🤖 AI Summary
Existing LLM-driven NLP software lacks dedicated robustness testing methodologies. Method: We propose AORTA, the first automated robustness testing framework tailored for LLMs, which formulates testing as a combinatorial optimization problem, enables transfer of DNN testing techniques, and introduces Adaptive Beam Search (ABS)—a novel algorithm that dynamically adjusts beam width and backtracking strategies to enhance coverage and naturalness in ultra-high-dimensional feature spaces. AORTA integrates 18 test generation methods, multiple threat models, query-efficiency optimizations, and naturalness evaluation. Results: Evaluated across three datasets and five threat models, AORTA achieves an average test success rate of 86.14%. Compared to PWWS, it reduces per-success test time by 3441.9 seconds and query count by 218.8×, while generating more natural and cross-model transferable adversarial examples.
📝 Abstract
Benefiting from the advancements in LLMs, NLP software has undergone rapid development. Such software is widely employed in various safety-critical tasks, such as financial sentiment analysis, toxic content moderation, and log generation. To our knowledge, there are no known automated robustness testing methods specifically designed for LLM-based NLP software. Given the complexity of LLMs and the unpredictability of real-world inputs (including prompts and examples), it is essential to examine the robustness of overall inputs to ensure the safety of such software.
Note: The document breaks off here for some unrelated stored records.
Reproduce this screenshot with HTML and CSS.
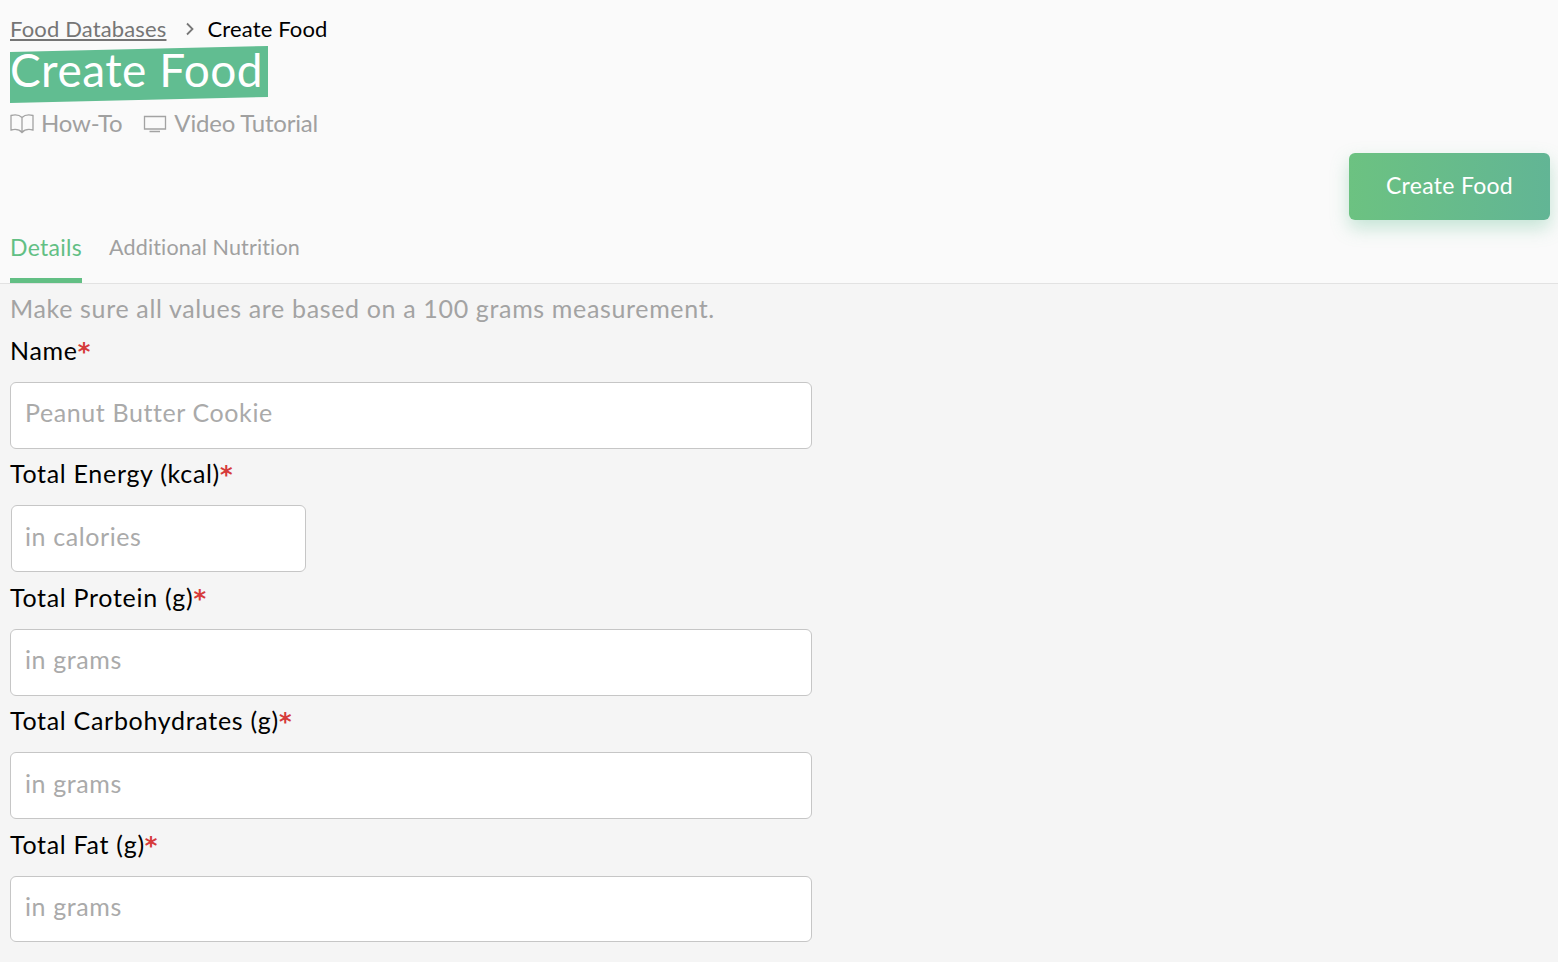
FILE: index.html
```html
<!DOCTYPE html>
<html lang="en">
<head>
    <meta charset="UTF-8">
    <title>Create Food</title>
    <link rel="stylesheet" href="styles.css">
</head>
<body>
    <header class="page-header">
        <nav class="breadcrumb">
            <a class="breadcrumb-link" href="#">Food Databases</a>
            <svg class="breadcrumb-sep" width="10" height="14" viewBox="0 0 10 14"><path d="M2 1.500L7.500 7L2 12.500" fill="none" stroke="#777" stroke-width="1.800"/></svg>
            <span class="breadcrumb-current">Create Food</span>
        </nav>
        <h1 class="page-title">Create Food</h1>
        <div class="help-links">
            <a class="help-link" href="#">
                <svg width="24" height="22" viewBox="0 0 24 22"><path d="M12 5.500C9.500 3 5 2.500 1 3.500V18C5 17 9.500 17.500 12 20.500C14.500 17.500 19 17 23 18V3.500C19 2.500 14.500 3 12 5.500ZM12 5.500V20.500" fill="none" stroke="#a3a3a3" stroke-width="1.300"/></svg>
                How-To
            </a>
            <a class="help-link" href="#">
                <svg width="24" height="22" viewBox="0 0 24 22"><path d="M1.500 4.500H22.500V17H1.500ZM6.500 19.500H17" fill="none" stroke="#a3a3a3" stroke-width="1.300"/></svg>
                Video Tutorial
            </a>
        </div>
        <div class="actions">
            <button class="primary-btn" type="button">Create Food</button>
        </div>
        <div class="tabs">
            <a class="tab tab-active" href="#">Details</a>
            <a class="tab" href="#">Additional Nutrition</a>
        </div>
    </header>

    <main class="form-area">
        <p class="form-note">Make sure all values are based on a 100 grams measurement.</p>

        <label class="field-label">Name<span class="required">*</span></label>
        <input class="field-input" type="text" placeholder="Peanut Butter Cookie">

        <label class="field-label">Total Energy (kcal)<span class="required">*</span></label>
        <input class="field-input field-short" type="text" placeholder="in calories">

        <label class="field-label">Total Protein (g)<span class="required">*</span></label>
        <input class="field-input" type="text" placeholder="in grams">

        <label class="field-label">Total Carbohydrates (g)<span class="required">*</span></label>
        <input class="field-input" type="text" placeholder="in grams">

        <label class="field-label">Total Fat (g)<span class="required">*</span></label>
        <input class="field-input" type="text" placeholder="in grams">
    </main>
</body>
</html>
```

FILE: styles.css
```css
html, body {
    height: 100%;
}

body {
    margin: 0;
    background: #f5f5f5;
    font-family: Lato, "Open Sans", sans-serif;
    color: #000;
    overflow: hidden;
}

.page-header {
    height: 284px;
    box-sizing: border-box;
    padding: 14px 8px 0 10px;
    background: #fafafa;
    border-bottom: 1px solid #e2e2e2;
}

.breadcrumb {
    display: flex;
    align-items: center;
    height: 28px;
    font-size: 22px;
    letter-spacing: 0.15px;
}

.breadcrumb-link {
    color: #757575;
    text-decoration: underline;
}

.breadcrumb-sep {
    margin: 2px 12px 0 19px;
}

.page-title {
    width: fit-content;
    margin: 4px 0 0;
    padding: 0 5px 0 0;
    height: 57px;
    line-height: 48px;
    font-size: 46px;
    font-weight: 400;
    letter-spacing: 0.5px;
    color: #fff;
    background: #61bd91;
    clip-path: polygon(0 6px, 100% 0, 100% 51px, 0 57px);
}

.help-links {
    display: flex;
    gap: 21px;
    margin-top: 5px;
    font-size: 24px;
    line-height: 30px;
    letter-spacing: -0.2px;
}

.help-link {
    display: flex;
    align-items: center;
    gap: 7px;
    color: #a0a0a0;
    text-decoration: none;
}

.actions {
    display: flex;
    justify-content: flex-end;
    margin-top: 15px;
}

.primary-btn {
    width: 201px;
    height: 67px;
    padding: 0 0 4px;
    border: 0;
    border-radius: 6px;
    background: linear-gradient(90deg, #6cc281, #62b595);
    box-shadow: 0 8px 18px rgba(97, 189, 145, 0.35);
    color: #fff;
    font-family: inherit;
    font-size: 23px;
    letter-spacing: 0.3px;
}

.tabs {
    display: flex;
    gap: 27px;
    margin-top: 9px;
}

.tab {
    height: 54px;
    box-sizing: border-box;
    padding-top: 1px;
    font-size: 21.5px;
    line-height: 34px;
    letter-spacing: 0.15px;
    color: #a0a0a0;
    text-decoration: none;
}

.tab-active {
    font-size: 23px;
    letter-spacing: 0.3px;
    color: #62bf84;
    border-bottom: 5px solid #62bf84;
}

.form-area {
    display: flex;
    flex-direction: column;
    align-items: flex-start;
    padding: 0 10px;
}

.form-note {
    margin: 7px 0 0;
    font-size: 25px;
    line-height: 34.4px;
    letter-spacing: 0.65px;
    color: #a3a3a3;
}

.field-label {
    margin: 7.5px 0 15px;
    height: 34px;
    font-size: 25px;
    line-height: 34px;
    letter-spacing: 0.7px;
}

.required {
    font-family: "DejaVu Sans", sans-serif;
    font-weight: 700;
    font-size: 24px;
    letter-spacing: 0;
    color: #d63b3b;
}

.field-input {
    width: 802px;
    height: 67px;
    box-sizing: border-box;
    margin: 0;
    padding: 0 14px 6px;
    border: 1px solid #c6c6c6;
    border-radius: 6px;
    background: #fff;
    font-family: inherit;
    font-size: 25px;
    letter-spacing: 0.6px;
}

.field-input:last-child {
    height: 66px;
}

.field-input::placeholder {
    color: #aaa;
}

.field-short {
    width: 295px;
    margin-left: 1px;
    padding-left: 13px;
}
```
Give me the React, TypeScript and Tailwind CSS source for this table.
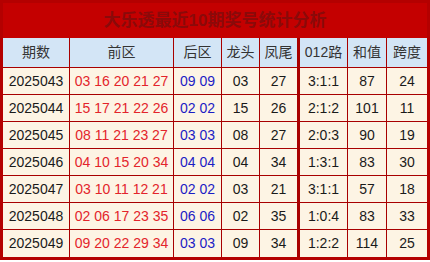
const rows = [
  { issue: "2025043", front: "03 16 20 21 27", back: "09 09", head: "03", tail: "27", road: "3:1:1", sum: "87", span: "24" },
  { issue: "2025044", front: "15 17 21 22 26", back: "02 02", head: "15", tail: "26", road: "2:1:2", sum: "101", span: "11" },
  { issue: "2025045", front: "08 11 21 23 27", back: "03 03", head: "08", tail: "27", road: "2:0:3", sum: "90", span: "19" },
  { issue: "2025046", front: "04 10 15 20 34", back: "04 04", head: "04", tail: "34", road: "1:3:1", sum: "83", span: "30" },
  { issue: "2025047", front: "03 10 11 12 21", back: "02 02", head: "03", tail: "21", road: "3:1:1", sum: "57", span: "18" },
  { issue: "2025048", front: "02 06 17 23 35", back: "06 06", head: "02", tail: "35", road: "1:0:4", sum: "83", span: "33" },
  { issue: "2025049", front: "09 20 22 29 34", back: "03 03", head: "09", tail: "34", road: "1:2:2", sum: "114", span: "25" },
];

// column widths include the right-hand rule
const cols = [
  "w-[67px] border-r",
  "w-[104px] border-r",
  "w-[48px] border-r",
  "w-[38px] border-r",
  "w-[40px] border-r-[3px]",
  "w-[48px] border-r",
  "w-[39px] border-r",
  "w-[40px]",
];

const headers = ["期数", "前区", "后区", "龙头", "凤尾", "012路", "和值", "跨度"];

export default function App() {
  return (
    <div
      className="w-[430px] h-[262px] bg-white"
      style={{ fontFamily: '"Liberation Sans", "Noto Sans CJK SC", sans-serif' }}
    >
      <div className="border-[3px] border-[#b40000] w-[430px]">
        <div className="h-[35px] bg-[#c40000] flex items-center justify-center text-[17px] font-bold text-[#8a0a0a]">
          大乐透最近10期奖号统计分析
        </div>
        <div className="flex h-[30px] bg-[#d3e5f6] border-b border-[#a80000] text-[14px] text-[#333]">
          {headers.map((h, i) => (
            <div key={h} className={`${cols[i]} border-[#a80000] flex items-center justify-center`}>
              {h}
            </div>
          ))}
        </div>
        {rows.map((r, idx) => {
          const cells = [r.issue, r.front, r.back, r.head, r.tail, r.road, r.sum, r.span];
          return (
            <div
              key={r.issue}
              className={`flex h-[27px] bg-[#fdf4e4] text-[14px] text-[#1a1a1a] ${
                idx < rows.length - 1 ? "border-b border-[#a80000]" : ""
              }`}
            >
              {cells.map((c, i) => (
                <div
                  key={i}
                  className={`${cols[i]} border-[#a80000] flex items-center justify-center ${
                    i === 1 ? "text-[#e3242b]" : i === 2 ? "text-[#1c1cc4]" : ""
                  }`}
                >
                  {c}
                </div>
              ))}
            </div>
          );
        })}
      </div>
    </div>
  );
}
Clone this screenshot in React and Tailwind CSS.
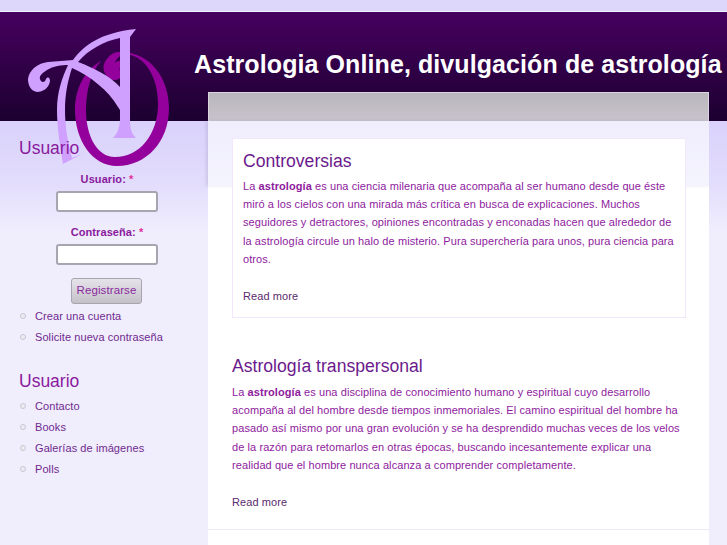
import React from "react";

const FONT = "font-['Liberation_Sans',Arial,sans-serif]";

function Logo() {
  return (
    <svg className="absolute left-0 top-0" width="180" height="175" viewBox="0 0 180 175">
      {/* O with its curl */}
      <path
        fill="#93009c"
        fillRule="evenodd"
        d="M117 52C150 50 169 78 169 108C169 142 146 166 117 166C92 166 75 140 75 110C75 88 85 70 101 61C91 72 86 90 86 110C86 136 97 157 115 157C140 157 158 134 158 104C158 78 146 55 124 54C118 56 116 60 115 63C118 60 122 60 121 64C120 68 118 70 121 71L124 69C124 75 120 81 113 80C106 78 102 70 104 64C107 57 112 53 117 52Z"
      />
      {/* A */}
      <path
        fill="#d0a0ff"
        d="M136 29L130 37V118C130 128 131 133 136 138H113C118 133 120 126 120 118V110L118 107C108 90 90 76 72 68C68 80 65 94 65 110C65 128 68 142 72 158L82 154L63 164C60 145 57 128 57 110C57 92 62 78 68 65C62 65 53 66 47 70C42 73 39 76 40 79C41 83 45 83 46 79C48 76 50 78 50 81C49 88 43 92 37 92C30 91 28 84 28 79C29 70 38 63 48 62C56 61 66 61 73 60C84 45 100 33 136 29ZM120 38C104 41 88 50 78 62C94 68 110 76 120 87Z"
      />
    </svg>
  );
}

function SideList({ items }) {
  return (
    <ul className="flex flex-col gap-[7px] pl-[20px] text-[11px] leading-[14px] tracking-[0.08px] text-[#6f2a8e]">
      {items.map((it) => (
        <li key={it} className="flex items-center gap-[9px]">
          <span className="h-[6px] w-[6px] rounded-full border border-[#c9c6d2] bg-[#ecebf2]" />
          {it}
        </li>
      ))}
    </ul>
  );
}

function Field({ label }) {
  return (
    <div className="flex flex-col items-center">
      <label className="text-[11px] font-bold leading-[14px] tracking-[0.08px] text-[#8a1a9e]">
        {label}: <span className="text-[#e0309a]">*</span>
      </label>
      <input className="mt-[5px] h-[21px] w-[102px] rounded-[3px] border-2 border-[#a8a4b0] bg-white" />
    </div>
  );
}

function Teaser({ title, children, boxed }) {
  return (
    <article
      className={
        boxed
          ? "mr-[-1px] h-[180px] border border-[#f3e8fb] bg-white px-[10px] pt-[11px]"
          : "h-[172px] pt-[37px]"
      }
    >
      <h2 className="text-[17.6px] leading-[22px] text-[#6b1a8c]">{title}</h2>
      <p className={`${boxed ? "mt-[5px]" : "mt-[6px]"} text-[11px] leading-[18.2px] tracking-[0.08px] text-[#8e1a9e]`}>
        {children}
      </p>
      <p className="mt-[19px] text-[11px] leading-[18px] tracking-[0.08px] text-[#5a2a6e]">Read more</p>
    </article>
  );
}

export default function App() {
  return (
    <div className={`${FONT} relative h-[545px] w-[727px] overflow-hidden bg-[#f0edfd]`}>
      <div className="h-[11px] bg-[#dcd7fb]" />
      <div className="h-px bg-[#f2f0fd]" />
      <header className="h-[109px] bg-gradient-to-b from-[#47005f] to-[#1c0030] pl-[194px] pt-[36px]">
        <h1 className="whitespace-nowrap text-[25px] font-bold leading-[32px] tracking-[0.09px] text-white">
          Astrologia Online, divulgación de astrología
        </h1>
      </header>

      <div className="flex bg-[linear-gradient(#d9d1fb_0px,#e2dcfc_60px,#f0edfd_110px)]">
        {/* sidebar text sits on top of the logo's tail */}
        <aside className="relative z-10 w-[208px] shrink-0 pt-[15px]">
          <h3 className="pl-[19px] text-[17.5px] leading-[24px] text-[#8a1a9e]">Usuario</h3>
          <form className="mt-[12px] flex flex-col gap-[13px] pl-[6px]">
            <Field label="Usuario" />
            <Field label="Contraseña" />
            <button
              type="button"
              className="ml-[65px] h-[26px] w-[71px] self-start rounded-[3px] border border-[#a8a4b0] bg-gradient-to-b from-[#e6e4ea] to-[#c4c2c8] text-[11.5px] tracking-[0.1px] text-[#8a2a9e]"
            >
              Registrarse
            </button>
          </form>
          <div className="mt-[5px]">
            <SideList items={["Crear una cuenta", "Solicite nueva contraseña"]} />
          </div>
          <h3 className="mt-[25px] pl-[19px] text-[17.5px] leading-[24px] text-[#8a1a9e]">Usuario</h3>
          <div className="mt-[6px]">
            <SideList items={["Contacto", "Books", "Galerías de imágenes", "Polls"]} />
          </div>
        </aside>

        <main className="-mt-[29px] h-[453px] w-[501px] shrink-0 bg-white">
          <div className="h-[29px] border-l border-r border-t border-[#d8d5de] bg-gradient-to-b from-[#b9b6bd] to-[#c8c3cc]" />
          <div className="h-[65px] bg-gradient-to-b from-[#f0edfd] to-[#f4f4fe] shadow-[-2px_0_3px_rgba(120,110,150,0.2)]" />
          <div className="-mt-[48px] px-[24px]">
            <Teaser title="Controversias" boxed>
              La <b>astrología</b> es una ciencia milenaria que acompaña al ser humano desde que éste miró a los cielos
              con una mirada más crítica en busca de explicaciones. Muchos seguidores y detractores, opiniones
              encontradas y enconadas hacen que alrededor de la astrología circule un halo de misterio. Pura
              superchería para unos, pura ciencia para otros.
            </Teaser>
            <Teaser title="Astrología transpersonal">
              La <b>astrología</b> es una disciplina de conocimiento humano y espiritual cuyo desarrollo acompaña al
              del hombre desde tiempos inmemoriales. El camino espiritual del hombre ha pasado así mismo por una gran
              evolución y se ha desprendido muchas veces de los velos de la razón para retomarlos en otras épocas,
              buscando incesantemente explicar una realidad que el hombre nunca alcanza a comprender completamente.
            </Teaser>
          </div>
          <div className="mt-[39px] h-px bg-[#eee8f8]" />
        </main>
      </div>
      <Logo />
    </div>
  );
}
To this end, this paper introduces the first AutOmated Robustness Testing frAmework, AORTA, which reconceptualizes the testing process into a combinatorial optimization problem. Existing testing methods designed for DNN-based software can be applied to LLM-based software by AORTA, but their effectiveness is limited. To address this, we propose a novel testing method for LLM-based software within AORTA called Adaptive Beam Search. ABS is tailored for the expansive feature space of LLMs and improves testing effectiveness through an adaptive beam width and the capability for backtracking. We successfully embed 18 test methods in the designed framework AORTA and compared the test validity of ABS with three datasets and five threat models. ABS facilitates a more comprehensive and accurate robustness assessment before software deployment, with an average test success rate of 86.138%. Compared to the currently best-performing baseline PWWS, ABS significantly reduces the computational overhead by up to 3441.895 seconds per successful test case and decreases the number of queries by 218.762 times on average. Furthermore, test cases generated by ABS exhibit greater naturalness and transferability.